RECORDED INFORMATION:
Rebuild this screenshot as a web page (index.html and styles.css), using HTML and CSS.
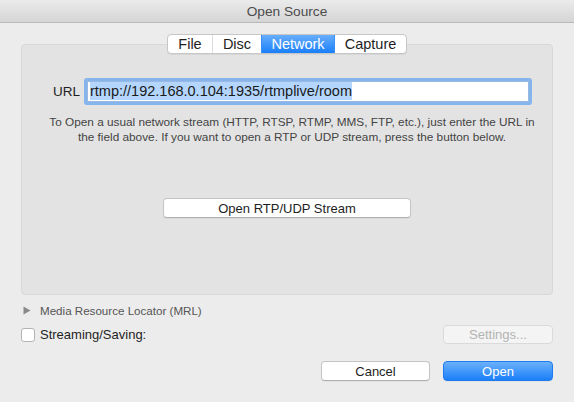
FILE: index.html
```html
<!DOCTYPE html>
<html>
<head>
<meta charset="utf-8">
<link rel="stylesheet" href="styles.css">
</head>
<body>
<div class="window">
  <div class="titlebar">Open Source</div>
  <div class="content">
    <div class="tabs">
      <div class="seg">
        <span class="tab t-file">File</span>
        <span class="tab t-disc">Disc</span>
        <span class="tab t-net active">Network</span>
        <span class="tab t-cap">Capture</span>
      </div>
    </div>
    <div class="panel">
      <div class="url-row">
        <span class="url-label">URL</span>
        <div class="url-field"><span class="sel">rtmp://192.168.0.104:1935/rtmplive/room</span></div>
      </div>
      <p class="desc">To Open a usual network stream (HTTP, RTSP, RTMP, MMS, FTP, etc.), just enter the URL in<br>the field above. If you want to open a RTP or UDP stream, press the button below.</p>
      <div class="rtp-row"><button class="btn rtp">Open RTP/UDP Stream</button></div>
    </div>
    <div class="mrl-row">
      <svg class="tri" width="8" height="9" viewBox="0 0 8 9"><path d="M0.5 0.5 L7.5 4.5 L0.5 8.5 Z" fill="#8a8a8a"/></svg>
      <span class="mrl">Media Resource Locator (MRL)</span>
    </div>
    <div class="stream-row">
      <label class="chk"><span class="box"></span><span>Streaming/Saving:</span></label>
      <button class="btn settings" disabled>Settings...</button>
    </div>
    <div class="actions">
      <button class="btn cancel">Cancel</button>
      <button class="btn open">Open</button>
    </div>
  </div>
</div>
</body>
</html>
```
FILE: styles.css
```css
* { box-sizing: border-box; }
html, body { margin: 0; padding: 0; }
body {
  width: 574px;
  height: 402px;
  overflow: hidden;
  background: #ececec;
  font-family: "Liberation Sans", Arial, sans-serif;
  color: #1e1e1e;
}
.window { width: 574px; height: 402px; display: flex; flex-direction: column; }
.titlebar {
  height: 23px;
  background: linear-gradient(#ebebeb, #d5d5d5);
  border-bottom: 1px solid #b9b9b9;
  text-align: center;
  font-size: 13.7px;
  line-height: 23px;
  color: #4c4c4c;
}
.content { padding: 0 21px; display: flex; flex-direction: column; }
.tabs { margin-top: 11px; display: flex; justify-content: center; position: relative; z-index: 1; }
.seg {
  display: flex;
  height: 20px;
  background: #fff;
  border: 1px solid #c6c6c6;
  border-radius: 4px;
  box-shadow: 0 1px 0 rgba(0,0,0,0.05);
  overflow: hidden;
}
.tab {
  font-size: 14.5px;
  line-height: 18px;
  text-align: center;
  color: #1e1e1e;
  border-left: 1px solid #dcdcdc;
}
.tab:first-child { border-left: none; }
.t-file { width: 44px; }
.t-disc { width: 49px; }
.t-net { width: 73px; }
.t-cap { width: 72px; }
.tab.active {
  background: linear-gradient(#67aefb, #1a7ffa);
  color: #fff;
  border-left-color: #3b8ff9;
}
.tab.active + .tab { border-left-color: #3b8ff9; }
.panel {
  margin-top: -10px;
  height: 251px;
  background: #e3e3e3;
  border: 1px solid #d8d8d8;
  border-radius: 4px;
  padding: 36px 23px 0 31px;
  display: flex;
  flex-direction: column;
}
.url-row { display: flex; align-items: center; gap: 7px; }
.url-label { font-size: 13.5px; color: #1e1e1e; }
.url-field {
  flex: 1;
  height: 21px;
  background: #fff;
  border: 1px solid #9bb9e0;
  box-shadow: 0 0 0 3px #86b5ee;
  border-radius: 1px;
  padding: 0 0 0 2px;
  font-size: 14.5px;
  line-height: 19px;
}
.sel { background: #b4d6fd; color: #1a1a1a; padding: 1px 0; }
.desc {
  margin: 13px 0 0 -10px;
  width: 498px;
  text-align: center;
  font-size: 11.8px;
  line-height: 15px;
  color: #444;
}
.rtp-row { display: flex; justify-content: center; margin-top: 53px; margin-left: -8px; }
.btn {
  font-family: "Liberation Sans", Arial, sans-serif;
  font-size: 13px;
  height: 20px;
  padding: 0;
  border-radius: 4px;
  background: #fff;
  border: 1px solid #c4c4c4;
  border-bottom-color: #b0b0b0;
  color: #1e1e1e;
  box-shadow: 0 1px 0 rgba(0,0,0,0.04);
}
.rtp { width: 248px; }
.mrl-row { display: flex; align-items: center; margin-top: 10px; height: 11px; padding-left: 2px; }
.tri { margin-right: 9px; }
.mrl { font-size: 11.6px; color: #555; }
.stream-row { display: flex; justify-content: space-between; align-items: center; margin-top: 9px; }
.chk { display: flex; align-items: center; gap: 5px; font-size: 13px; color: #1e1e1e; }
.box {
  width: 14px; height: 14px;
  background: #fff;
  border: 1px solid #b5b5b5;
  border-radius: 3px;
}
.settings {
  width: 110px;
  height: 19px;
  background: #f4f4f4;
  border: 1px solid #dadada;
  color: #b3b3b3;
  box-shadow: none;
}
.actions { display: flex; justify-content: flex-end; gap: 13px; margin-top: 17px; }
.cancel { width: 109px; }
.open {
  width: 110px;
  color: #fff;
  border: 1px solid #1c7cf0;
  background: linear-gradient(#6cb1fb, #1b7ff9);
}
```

GOAL:
Each line of the data is to be duplicated exactly; pictures stay out of the copy.

OUTPUT FOR THIS EXERCISE:
Rebuild this screenshot as a web page (index.html and styles.css), using HTML and CSS.
FILE: index.html
```html
<!DOCTYPE html>
<html>
<head>
<meta charset="utf-8">
<link rel="stylesheet" href="styles.css">
</head>
<body>
<div class="window">
  <div class="titlebar">Open Source</div>
  <div class="content">
    <div class="tabs">
      <div class="seg">
        <span class="tab t-file">File</span>
        <span class="tab t-disc">Disc</span>
        <span class="tab t-net active">Network</span>
        <span class="tab t-cap">Capture</span>
      </div>
    </div>
    <div class="panel">
      <div class="url-row">
        <span class="url-label">URL</span>
        <div class="url-field"><span class="sel">rtmp://192.168.0.104:1935/rtmplive/room</span></div>
      </div>
      <p class="desc">To Open a usual network stream (HTTP, RTSP, RTMP, MMS, FTP, etc.), just enter the URL in<br>the field above. If you want to open a RTP or UDP stream, press the button below.</p>
      <div class="rtp-row"><button class="btn rtp">Open RTP/UDP Stream</button></div>
    </div>
    <div class="mrl-row">
      <svg class="tri" width="8" height="9" viewBox="0 0 8 9"><path d="M0.5 0.5 L7.5 4.5 L0.5 8.5 Z" fill="#8a8a8a"/></svg>
      <span class="mrl">Media Resource Locator (MRL)</span>
    </div>
    <div class="stream-row">
      <label class="chk"><span class="box"></span><span>Streaming/Saving:</span></label>
      <button class="btn settings" disabled>Settings...</button>
    </div>
    <div class="actions">
      <button class="btn cancel">Cancel</button>
      <button class="btn open">Open</button>
    </div>
  </div>
</div>
</body>
</html>
```
FILE: styles.css
```css
* { box-sizing: border-box; }
html, body { margin: 0; padding: 0; }
body {
  width: 574px;
  height: 402px;
  overflow: hidden;
  background: #ececec;
  font-family: "Liberation Sans", Arial, sans-serif;
  color: #1e1e1e;
}
.window { width: 574px; height: 402px; display: flex; flex-direction: column; }
.titlebar {
  height: 23px;
  background: linear-gradient(#ebebeb, #d5d5d5);
  border-bottom: 1px solid #b9b9b9;
  text-align: center;
  font-size: 13.7px;
  line-height: 23px;
  color: #4c4c4c;
}
.content { padding: 0 21px; display: flex; flex-direction: column; }
.tabs { margin-top: 11px; display: flex; justify-content: center; position: relative; z-index: 1; }
.seg {
  display: flex;
  height: 20px;
  background: #fff;
  border: 1px solid #c6c6c6;
  border-radius: 4px;
  box-shadow: 0 1px 0 rgba(0,0,0,0.05);
  overflow: hidden;
}
.tab {
  font-size: 14.5px;
  line-height: 18px;
  text-align: center;
  color: #1e1e1e;
  border-left: 1px solid #dcdcdc;
}
.tab:first-child { border-left: none; }
.t-file { width: 44px; }
.t-disc { width: 49px; }
.t-net { width: 73px; }
.t-cap { width: 72px; }
.tab.active {
  background: linear-gradient(#67aefb, #1a7ffa);
  color: #fff;
  border-left-color: #3b8ff9;
}
.tab.active + .tab { border-left-color: #3b8ff9; }
.panel {
  margin-top: -10px;
  height: 251px;
  background: #e3e3e3;
  border: 1px solid #d8d8d8;
  border-radius: 4px;
  padding: 36px 23px 0 31px;
  display: flex;
  flex-direction: column;
}
.url-row { display: flex; align-items: center; gap: 7px; }
.url-label { font-size: 13.5px; color: #1e1e1e; }
.url-field {
  flex: 1;
  height: 21px;
  background: #fff;
  border: 1px solid #9bb9e0;
  box-shadow: 0 0 0 3px #86b5ee;
  border-radius: 1px;
  padding: 0 0 0 2px;
  font-size: 14.5px;
  line-height: 19px;
}
.sel { background: #b4d6fd; color: #1a1a1a; padding: 1px 0; }
.desc {
  margin: 13px 0 0 -10px;
  width: 498px;
  text-align: center;
  font-size: 11.8px;
  line-height: 15px;
  color: #444;
}
.rtp-row { display: flex; justify-content: center; margin-top: 53px; margin-left: -8px; }
.btn {
  font-family: "Liberation Sans", Arial, sans-serif;
  font-size: 13px;
  height: 20px;
  padding: 0;
  border-radius: 4px;
  background: #fff;
  border: 1px solid #c4c4c4;
  border-bottom-color: #b0b0b0;
  color: #1e1e1e;
  box-shadow: 0 1px 0 rgba(0,0,0,0.04);
}
.rtp { width: 248px; }
.mrl-row { display: flex; align-items: center; margin-top: 10px; height: 11px; padding-left: 2px; }
.tri { margin-right: 9px; }
.mrl { font-size: 11.6px; color: #555; }
.stream-row { display: flex; justify-content: space-between; align-items: center; margin-top: 9px; }
.chk { display: flex; align-items: center; gap: 5px; font-size: 13px; color: #1e1e1e; }
.box {
  width: 14px; height: 14px;
  background: #fff;
  border: 1px solid #b5b5b5;
  border-radius: 3px;
}
.settings {
  width: 110px;
  height: 19px;
  background: #f4f4f4;
  border: 1px solid #dadada;
  color: #b3b3b3;
  box-shadow: none;
}
.actions { display: flex; justify-content: flex-end; gap: 13px; margin-top: 17px; }
.cancel { width: 109px; }
.open {
  width: 110px;
  color: #fff;
  border: 1px solid #1c7cf0;
  background: linear-gradient(#6cb1fb, #1b7ff9);
}
```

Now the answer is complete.